Ruy Rebello Pinho – Quando falamos de função social e função econômica, estamos falando da mesma coisa com nuanças ideológicas diferentes. No tema da função social do registro, fale sobre a concessão de uso especial da medida provisória 2.220 e seus aspectos registrários.
Luiz Mário Galbetti – Essa concessão de uso especial é muito polêmica. Temos o direito de concessão especial para fins de moradia decorrente de ocupação, ou seja, desde que as pessoas estejam ocupando o imóvel há um certo tempo. Existe a possibilidade ou não de usucapir esse imóvel.
Ruy Rebello Pinho – É impossível usucapir esse direito? Pergunto isso porque existe uma tendência em achar que usucapir significa ter o domínio completo.
Luiz Mário Galbetti – Existe uma abordagem que normalmente chama mais atenção nos processos, se bem eu ache que ela deve ser relativizada em certos momentos. Se formos examinar exatamente o rigor do nosso processo evolutivo, cultural e jurídico, não poderíamos admitir essa privatização do bem, uma vez que o bem é de domínio público. Se dermos a um só estamos privatizando e por ocupação. Não acho que essa deva ser a idéia ao falarmos de locais ocupados há anos por famílias moradoras de favelas que já estão sedimentadas.
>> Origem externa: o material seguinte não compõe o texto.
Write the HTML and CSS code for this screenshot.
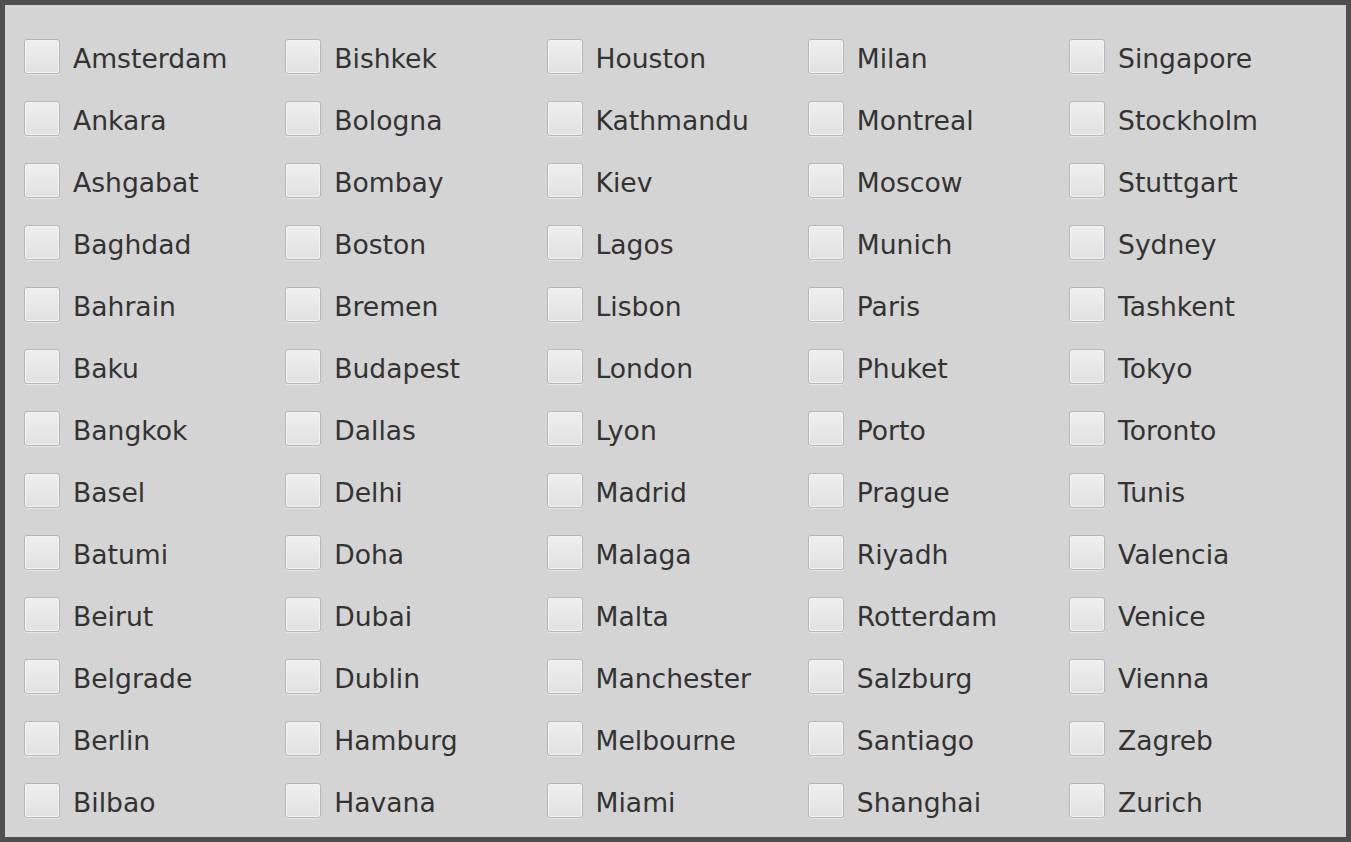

A concessão de uso especial foi idealizada para regularizar questões envolvendo favelas, áreas de ocupação sedimentadas há muito tempo, etc. Acho criativa, interessante e necessária a criação da concessão de uso especial.
Ruy Rebello Pinho – Acho que não adianta dar a concessão de uso especial ou qualquer concessão, se ela não for recepcionada pelo registro de imóveis. Essa pessoa só vai ser incluída a partir do momento em que conseguir levar o bem para o registro público, que lhe dará garantia de poder vender, herdar, dispor, etc. Muitas vezes, quem ganha a concessão de uso especial vem a se casar, mas o cônjuge não mora mais no local. E, em razão dos mandamentos constitucionais de usucapião, qual sua opinião? E sobre o bem reservado constitucional que ainda não tem legislação a respeito?
Luiz Mário Galbetti – A questão não é nova. A Constituição de 1988, no artigo 183, parágrafo primeiro, deixa bem claro que “a concessão de uso especial para fins de moradia será conferida de forma gratuita ao homem ou mulher, ou a ambos, independente do estado civil”. Ou seja, a aquisição tem que ser feita como se fosse um solteiro. O que se pretendeu atender foi a migração dos nordestinos, pessoas que por diferentes razões se afastaram de suas famílias e acabaram constituindo uma nova família aqui. Na Vara de Registros Públicos, já tive situações de pessoas casadas em outros estados que vivem aqui, com alguma ocupação, com outro cônjuge. O período aquisitivo foi feito só com a posse deles. Se o título for bloqueado sob a exigência de que tragam a outorga uxória de cada um dos cônjuges, eles nunca vão trazer. Assim, a meu ver, a sentença da usucapião deve fazer referência expressa à aquisição do bem como se a pessoa fosse solteira.
Essa discussão tem que chegar ao ponto de permitir que a alienação se dê como se a pessoa fosse solteira, sem nenhum tipo de outorga uxória. É exatamente o que diz o parágrafo primeiro, “independente do estado civil”. Quem procura a usucapião quer dispor da propriedade, poder de disposição esse que só terá razoabilidade se entendermos o dispositivo dessa forma.